(Data items)
>> start

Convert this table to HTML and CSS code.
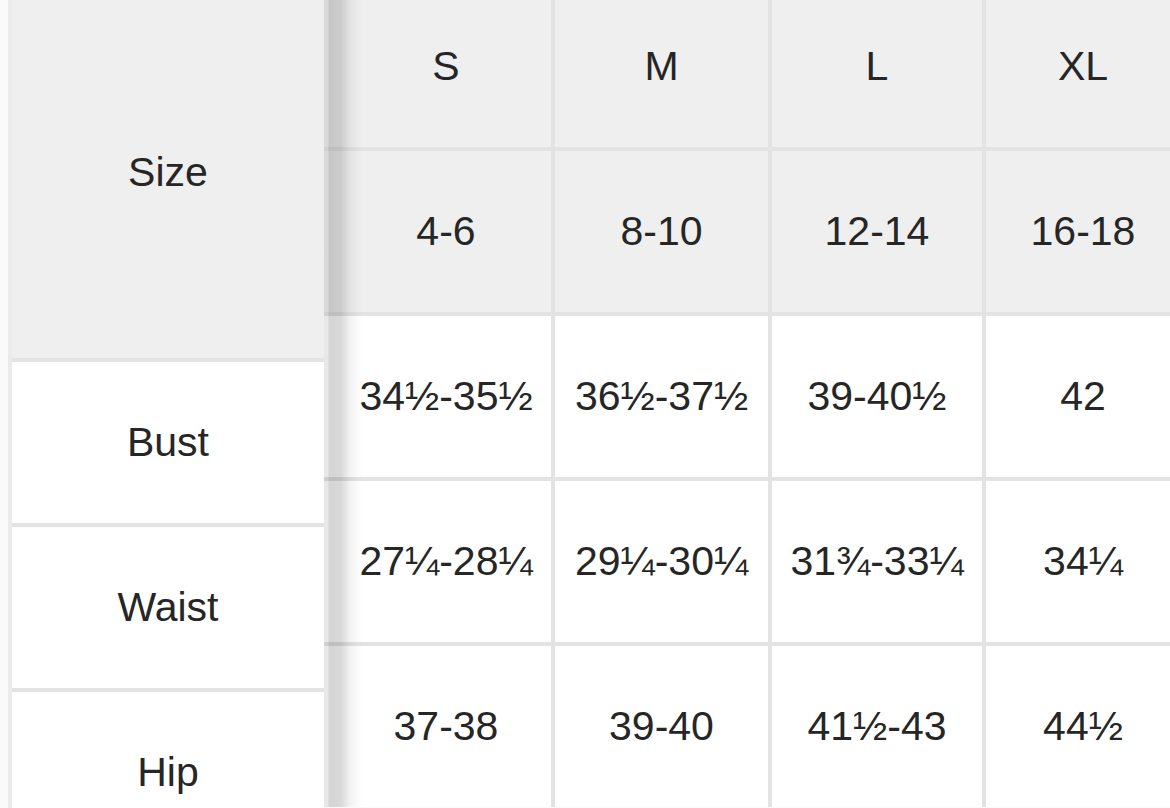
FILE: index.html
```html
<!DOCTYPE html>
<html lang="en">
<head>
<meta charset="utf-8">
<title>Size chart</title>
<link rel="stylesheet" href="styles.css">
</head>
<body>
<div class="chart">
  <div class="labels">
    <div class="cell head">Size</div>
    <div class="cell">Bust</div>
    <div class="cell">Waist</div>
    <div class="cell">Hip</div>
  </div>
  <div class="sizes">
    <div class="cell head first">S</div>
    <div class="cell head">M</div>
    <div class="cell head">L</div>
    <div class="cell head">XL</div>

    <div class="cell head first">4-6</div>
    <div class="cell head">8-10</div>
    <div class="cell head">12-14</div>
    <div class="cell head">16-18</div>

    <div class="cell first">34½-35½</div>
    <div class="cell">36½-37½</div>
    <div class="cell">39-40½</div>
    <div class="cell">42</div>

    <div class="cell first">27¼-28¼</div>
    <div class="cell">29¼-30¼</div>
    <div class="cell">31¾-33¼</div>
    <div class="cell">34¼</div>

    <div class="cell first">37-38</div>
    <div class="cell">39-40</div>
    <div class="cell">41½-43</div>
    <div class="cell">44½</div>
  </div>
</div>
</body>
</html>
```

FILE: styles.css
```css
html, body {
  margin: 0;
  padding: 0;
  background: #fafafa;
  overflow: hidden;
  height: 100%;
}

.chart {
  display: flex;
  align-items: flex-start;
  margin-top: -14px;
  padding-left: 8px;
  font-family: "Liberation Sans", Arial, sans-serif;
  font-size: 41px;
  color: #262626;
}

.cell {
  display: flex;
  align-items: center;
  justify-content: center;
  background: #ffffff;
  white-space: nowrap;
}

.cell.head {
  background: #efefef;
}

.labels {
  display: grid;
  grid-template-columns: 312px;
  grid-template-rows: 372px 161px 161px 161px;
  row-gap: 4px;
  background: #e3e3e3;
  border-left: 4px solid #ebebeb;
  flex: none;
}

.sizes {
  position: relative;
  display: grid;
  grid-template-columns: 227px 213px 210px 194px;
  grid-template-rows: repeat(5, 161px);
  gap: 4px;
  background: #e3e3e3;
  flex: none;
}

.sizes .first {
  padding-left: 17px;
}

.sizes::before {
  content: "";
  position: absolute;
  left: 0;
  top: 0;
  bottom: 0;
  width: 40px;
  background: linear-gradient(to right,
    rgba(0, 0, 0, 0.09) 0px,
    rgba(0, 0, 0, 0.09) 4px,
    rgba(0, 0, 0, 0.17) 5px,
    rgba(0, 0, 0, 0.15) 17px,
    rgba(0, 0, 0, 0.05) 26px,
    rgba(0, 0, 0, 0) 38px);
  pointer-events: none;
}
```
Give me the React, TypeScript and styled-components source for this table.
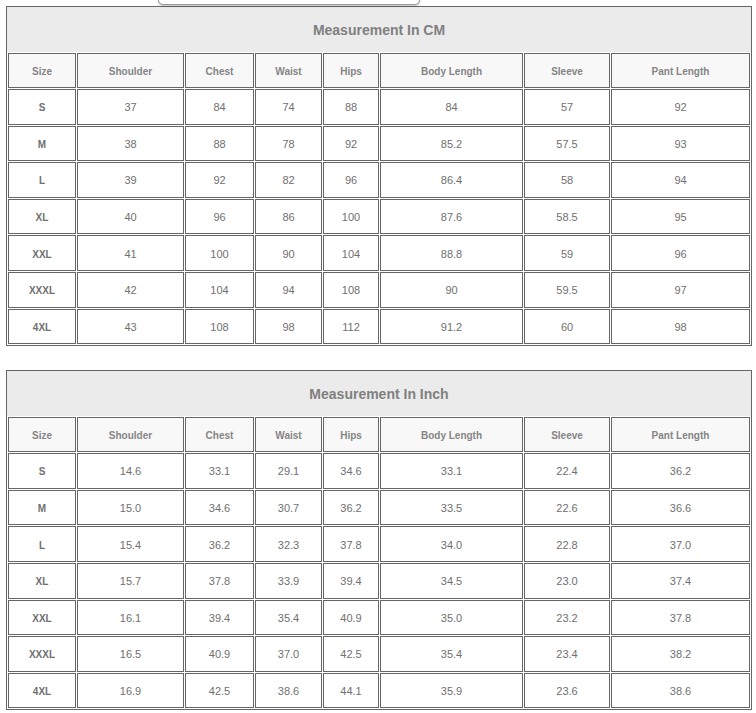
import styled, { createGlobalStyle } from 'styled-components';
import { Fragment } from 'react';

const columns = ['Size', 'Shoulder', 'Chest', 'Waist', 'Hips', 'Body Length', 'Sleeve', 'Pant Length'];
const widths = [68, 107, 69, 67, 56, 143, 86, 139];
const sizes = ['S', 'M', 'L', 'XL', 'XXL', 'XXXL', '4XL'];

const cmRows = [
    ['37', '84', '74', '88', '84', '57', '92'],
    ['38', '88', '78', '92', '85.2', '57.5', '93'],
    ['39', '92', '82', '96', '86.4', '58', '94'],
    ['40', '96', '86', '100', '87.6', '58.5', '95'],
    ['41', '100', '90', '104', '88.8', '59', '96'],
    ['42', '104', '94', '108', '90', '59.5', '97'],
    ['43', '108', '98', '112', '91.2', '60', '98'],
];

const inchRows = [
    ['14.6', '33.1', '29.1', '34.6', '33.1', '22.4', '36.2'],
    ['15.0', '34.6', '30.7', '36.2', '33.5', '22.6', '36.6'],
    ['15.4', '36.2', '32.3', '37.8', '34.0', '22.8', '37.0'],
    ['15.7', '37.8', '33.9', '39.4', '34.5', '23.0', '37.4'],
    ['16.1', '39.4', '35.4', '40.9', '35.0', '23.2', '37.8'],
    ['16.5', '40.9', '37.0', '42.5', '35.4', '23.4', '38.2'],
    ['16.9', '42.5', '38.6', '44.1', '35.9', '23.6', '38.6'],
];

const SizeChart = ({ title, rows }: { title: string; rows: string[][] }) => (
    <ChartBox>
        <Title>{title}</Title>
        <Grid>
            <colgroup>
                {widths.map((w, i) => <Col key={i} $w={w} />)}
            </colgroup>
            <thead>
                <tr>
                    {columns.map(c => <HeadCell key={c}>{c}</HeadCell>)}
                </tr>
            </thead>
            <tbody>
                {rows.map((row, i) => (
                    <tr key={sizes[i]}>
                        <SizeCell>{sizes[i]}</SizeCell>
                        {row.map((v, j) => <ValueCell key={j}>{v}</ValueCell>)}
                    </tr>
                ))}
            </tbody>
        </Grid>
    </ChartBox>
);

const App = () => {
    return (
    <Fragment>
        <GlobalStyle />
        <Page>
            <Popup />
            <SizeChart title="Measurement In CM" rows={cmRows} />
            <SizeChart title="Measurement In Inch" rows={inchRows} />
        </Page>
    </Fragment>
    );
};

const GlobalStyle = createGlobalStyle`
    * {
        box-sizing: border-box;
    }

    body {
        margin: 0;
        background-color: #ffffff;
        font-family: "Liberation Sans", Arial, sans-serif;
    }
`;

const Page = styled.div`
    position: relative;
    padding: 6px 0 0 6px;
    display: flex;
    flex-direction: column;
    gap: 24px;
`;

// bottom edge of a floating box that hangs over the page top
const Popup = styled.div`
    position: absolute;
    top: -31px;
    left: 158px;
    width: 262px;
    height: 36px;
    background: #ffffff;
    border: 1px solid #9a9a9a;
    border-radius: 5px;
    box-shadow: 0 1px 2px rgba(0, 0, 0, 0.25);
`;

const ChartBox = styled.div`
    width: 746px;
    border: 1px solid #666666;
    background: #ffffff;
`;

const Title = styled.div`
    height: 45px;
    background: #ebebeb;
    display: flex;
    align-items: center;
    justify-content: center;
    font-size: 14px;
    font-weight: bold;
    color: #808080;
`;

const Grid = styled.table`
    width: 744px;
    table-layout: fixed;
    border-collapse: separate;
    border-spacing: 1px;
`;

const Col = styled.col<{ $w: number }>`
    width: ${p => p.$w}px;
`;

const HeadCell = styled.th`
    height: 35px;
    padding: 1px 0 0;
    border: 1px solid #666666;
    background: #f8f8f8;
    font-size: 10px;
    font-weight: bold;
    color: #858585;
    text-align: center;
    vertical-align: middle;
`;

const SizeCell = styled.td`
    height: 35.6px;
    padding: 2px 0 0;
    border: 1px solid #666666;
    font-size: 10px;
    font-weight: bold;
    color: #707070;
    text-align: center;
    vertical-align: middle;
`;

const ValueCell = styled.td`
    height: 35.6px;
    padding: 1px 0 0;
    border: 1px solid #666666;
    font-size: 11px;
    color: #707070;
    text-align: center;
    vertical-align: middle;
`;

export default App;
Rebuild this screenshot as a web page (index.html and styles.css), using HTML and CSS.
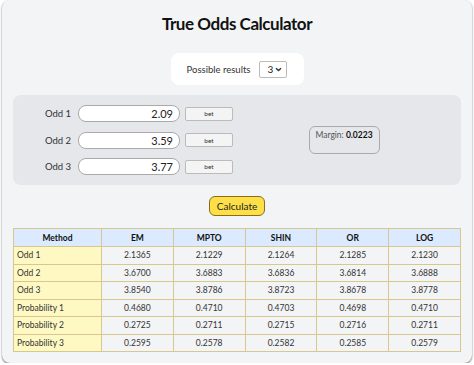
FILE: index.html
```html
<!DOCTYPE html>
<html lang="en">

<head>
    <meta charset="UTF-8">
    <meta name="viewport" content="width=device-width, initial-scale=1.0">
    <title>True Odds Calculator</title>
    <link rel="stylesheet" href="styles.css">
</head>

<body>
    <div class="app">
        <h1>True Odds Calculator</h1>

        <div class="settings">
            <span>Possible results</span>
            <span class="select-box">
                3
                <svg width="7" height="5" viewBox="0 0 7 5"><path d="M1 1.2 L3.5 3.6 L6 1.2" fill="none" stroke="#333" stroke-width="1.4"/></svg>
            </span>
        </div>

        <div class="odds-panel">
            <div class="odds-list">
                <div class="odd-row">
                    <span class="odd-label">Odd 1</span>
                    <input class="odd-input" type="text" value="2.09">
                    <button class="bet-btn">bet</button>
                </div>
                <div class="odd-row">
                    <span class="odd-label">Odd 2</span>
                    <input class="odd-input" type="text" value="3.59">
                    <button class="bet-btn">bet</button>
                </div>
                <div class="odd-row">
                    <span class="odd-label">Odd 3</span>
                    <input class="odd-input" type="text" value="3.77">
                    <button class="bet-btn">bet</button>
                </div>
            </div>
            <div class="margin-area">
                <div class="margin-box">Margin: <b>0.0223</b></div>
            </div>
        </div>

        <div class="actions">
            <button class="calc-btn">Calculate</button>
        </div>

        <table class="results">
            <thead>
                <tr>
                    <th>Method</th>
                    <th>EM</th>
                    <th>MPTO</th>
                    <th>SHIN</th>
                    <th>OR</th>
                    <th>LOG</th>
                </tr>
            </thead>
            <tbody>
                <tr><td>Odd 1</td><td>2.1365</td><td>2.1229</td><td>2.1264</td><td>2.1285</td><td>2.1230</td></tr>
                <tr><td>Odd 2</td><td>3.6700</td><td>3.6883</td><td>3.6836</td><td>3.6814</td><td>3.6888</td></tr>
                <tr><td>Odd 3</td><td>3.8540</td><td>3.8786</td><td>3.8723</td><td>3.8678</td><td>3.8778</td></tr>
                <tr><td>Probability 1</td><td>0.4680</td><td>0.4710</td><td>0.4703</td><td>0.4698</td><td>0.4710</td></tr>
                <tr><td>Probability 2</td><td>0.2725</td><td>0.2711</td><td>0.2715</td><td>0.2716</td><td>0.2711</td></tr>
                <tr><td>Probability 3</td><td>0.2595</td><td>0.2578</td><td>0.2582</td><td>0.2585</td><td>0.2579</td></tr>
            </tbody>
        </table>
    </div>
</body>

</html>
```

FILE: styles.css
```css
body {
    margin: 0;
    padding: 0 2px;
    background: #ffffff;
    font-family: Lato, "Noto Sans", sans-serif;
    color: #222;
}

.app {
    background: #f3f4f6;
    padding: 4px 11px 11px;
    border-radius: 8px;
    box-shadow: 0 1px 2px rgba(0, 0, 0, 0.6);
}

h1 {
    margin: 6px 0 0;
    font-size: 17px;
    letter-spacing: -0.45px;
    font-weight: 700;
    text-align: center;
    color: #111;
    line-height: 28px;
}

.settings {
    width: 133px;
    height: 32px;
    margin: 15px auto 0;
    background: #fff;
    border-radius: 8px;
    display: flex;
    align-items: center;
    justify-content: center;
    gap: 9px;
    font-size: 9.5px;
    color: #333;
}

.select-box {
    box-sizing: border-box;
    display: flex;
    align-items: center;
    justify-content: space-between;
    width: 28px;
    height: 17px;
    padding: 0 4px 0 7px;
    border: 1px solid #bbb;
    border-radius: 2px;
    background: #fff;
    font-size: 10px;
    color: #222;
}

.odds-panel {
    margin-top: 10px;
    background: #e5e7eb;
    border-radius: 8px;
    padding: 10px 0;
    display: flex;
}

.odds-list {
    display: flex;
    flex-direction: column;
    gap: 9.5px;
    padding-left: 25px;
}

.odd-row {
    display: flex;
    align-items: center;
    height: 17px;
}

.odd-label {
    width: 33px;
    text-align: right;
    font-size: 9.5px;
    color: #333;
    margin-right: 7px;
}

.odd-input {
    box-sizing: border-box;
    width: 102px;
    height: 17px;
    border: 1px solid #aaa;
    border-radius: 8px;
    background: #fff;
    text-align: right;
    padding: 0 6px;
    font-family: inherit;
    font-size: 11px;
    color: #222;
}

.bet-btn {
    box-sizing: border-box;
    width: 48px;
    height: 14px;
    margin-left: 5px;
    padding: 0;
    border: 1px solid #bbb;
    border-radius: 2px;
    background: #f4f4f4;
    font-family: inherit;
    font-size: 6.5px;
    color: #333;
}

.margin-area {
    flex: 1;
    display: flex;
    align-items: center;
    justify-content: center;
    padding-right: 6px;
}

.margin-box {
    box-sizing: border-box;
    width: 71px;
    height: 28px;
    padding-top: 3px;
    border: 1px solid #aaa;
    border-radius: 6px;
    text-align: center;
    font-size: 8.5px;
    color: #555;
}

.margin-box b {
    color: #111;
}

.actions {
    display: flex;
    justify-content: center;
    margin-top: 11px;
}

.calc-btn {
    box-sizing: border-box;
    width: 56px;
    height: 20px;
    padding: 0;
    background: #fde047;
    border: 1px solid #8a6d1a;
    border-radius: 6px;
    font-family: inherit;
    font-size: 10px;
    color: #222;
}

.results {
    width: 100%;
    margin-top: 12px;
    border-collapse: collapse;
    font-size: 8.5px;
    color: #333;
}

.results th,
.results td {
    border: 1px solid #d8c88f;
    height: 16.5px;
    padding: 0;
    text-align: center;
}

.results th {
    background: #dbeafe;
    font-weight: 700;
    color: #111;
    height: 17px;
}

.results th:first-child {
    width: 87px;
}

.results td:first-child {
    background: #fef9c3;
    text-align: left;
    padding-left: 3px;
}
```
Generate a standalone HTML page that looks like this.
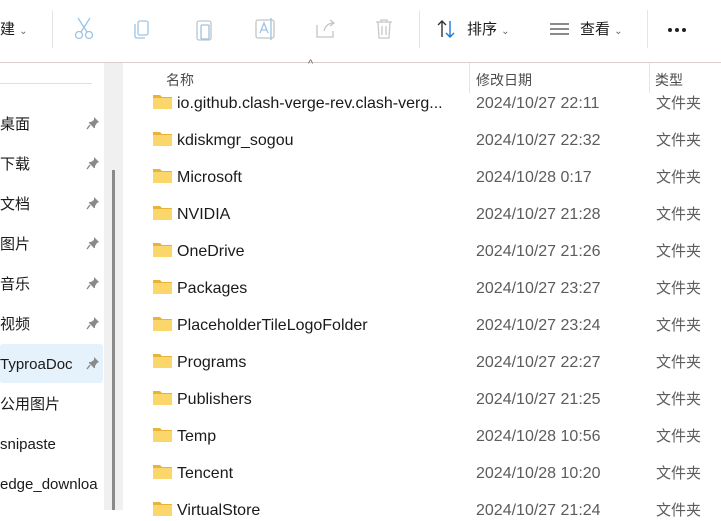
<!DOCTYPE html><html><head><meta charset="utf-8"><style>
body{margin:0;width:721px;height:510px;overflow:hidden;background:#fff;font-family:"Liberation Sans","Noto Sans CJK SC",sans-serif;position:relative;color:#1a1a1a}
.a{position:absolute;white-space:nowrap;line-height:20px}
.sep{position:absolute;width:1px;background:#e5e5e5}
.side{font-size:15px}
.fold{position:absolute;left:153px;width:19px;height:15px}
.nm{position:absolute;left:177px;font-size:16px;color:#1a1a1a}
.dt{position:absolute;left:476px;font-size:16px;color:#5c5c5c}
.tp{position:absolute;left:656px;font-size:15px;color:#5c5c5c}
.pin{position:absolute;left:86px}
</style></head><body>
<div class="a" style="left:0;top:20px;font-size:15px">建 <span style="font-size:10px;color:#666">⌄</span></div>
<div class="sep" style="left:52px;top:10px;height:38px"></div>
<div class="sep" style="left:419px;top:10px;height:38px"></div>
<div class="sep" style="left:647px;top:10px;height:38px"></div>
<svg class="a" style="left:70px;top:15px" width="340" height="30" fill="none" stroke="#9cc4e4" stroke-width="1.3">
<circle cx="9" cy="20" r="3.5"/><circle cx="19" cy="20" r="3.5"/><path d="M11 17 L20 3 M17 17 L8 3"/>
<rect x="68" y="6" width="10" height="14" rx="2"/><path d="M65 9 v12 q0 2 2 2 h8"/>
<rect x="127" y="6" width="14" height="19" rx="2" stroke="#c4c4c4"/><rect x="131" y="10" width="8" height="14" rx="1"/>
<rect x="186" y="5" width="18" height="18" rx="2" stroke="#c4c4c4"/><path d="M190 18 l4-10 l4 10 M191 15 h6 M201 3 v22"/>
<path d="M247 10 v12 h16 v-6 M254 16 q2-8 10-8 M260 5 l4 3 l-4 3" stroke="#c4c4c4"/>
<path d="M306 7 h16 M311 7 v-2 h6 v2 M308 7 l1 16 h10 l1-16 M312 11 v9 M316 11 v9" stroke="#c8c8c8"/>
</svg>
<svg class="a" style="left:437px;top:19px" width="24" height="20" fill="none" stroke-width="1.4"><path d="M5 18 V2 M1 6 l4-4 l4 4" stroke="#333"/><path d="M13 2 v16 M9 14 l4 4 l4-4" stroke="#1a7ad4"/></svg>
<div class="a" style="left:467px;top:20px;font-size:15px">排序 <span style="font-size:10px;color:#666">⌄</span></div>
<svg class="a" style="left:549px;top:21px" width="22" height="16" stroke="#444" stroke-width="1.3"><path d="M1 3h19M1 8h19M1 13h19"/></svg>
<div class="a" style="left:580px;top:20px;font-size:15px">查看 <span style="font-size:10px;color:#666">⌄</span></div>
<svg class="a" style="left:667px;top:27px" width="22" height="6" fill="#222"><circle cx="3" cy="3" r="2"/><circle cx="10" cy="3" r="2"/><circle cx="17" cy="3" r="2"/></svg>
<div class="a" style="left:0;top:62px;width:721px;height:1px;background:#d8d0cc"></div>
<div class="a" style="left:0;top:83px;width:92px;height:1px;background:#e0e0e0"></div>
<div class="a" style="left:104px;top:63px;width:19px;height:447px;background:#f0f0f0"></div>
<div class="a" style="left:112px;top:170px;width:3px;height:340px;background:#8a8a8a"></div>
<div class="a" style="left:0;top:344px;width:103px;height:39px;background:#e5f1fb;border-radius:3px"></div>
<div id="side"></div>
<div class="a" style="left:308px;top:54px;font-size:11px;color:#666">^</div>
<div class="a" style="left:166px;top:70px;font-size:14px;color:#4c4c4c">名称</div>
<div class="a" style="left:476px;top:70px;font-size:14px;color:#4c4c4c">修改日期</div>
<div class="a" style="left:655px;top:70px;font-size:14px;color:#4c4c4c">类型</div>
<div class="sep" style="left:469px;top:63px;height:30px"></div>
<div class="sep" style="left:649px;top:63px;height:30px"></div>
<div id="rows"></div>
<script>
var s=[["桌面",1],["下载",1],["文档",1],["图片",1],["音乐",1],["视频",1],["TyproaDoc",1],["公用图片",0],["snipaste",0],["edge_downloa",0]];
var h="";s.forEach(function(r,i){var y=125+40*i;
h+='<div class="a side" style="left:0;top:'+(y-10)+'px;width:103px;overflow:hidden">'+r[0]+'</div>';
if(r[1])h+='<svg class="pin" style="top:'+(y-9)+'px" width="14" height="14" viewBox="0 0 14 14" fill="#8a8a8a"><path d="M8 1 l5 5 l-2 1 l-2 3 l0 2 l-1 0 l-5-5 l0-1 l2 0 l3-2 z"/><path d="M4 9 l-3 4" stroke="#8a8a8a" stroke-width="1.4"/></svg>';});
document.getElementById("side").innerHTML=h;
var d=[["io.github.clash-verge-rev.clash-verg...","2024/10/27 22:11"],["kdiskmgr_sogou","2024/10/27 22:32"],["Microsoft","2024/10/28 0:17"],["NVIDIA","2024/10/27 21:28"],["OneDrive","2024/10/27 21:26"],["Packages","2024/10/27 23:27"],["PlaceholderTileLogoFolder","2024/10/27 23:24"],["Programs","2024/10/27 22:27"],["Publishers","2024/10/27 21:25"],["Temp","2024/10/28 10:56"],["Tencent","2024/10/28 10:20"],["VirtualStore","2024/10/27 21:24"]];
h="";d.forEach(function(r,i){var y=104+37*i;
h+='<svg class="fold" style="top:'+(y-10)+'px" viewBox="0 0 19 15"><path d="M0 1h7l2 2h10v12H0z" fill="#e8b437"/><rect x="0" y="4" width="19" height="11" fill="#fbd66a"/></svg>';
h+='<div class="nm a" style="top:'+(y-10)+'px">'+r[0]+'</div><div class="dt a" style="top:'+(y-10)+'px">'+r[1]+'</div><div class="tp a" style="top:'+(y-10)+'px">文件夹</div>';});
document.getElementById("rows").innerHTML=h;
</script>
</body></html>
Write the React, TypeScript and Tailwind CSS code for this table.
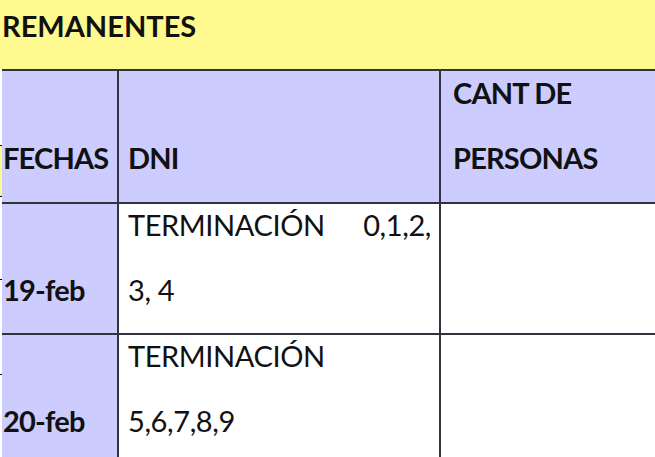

>> end

Find each line in the records holding the string "components" and show it.

Give me the React, TypeScript and styled-components source for this table.
import styled, { createGlobalStyle } from 'styled-components';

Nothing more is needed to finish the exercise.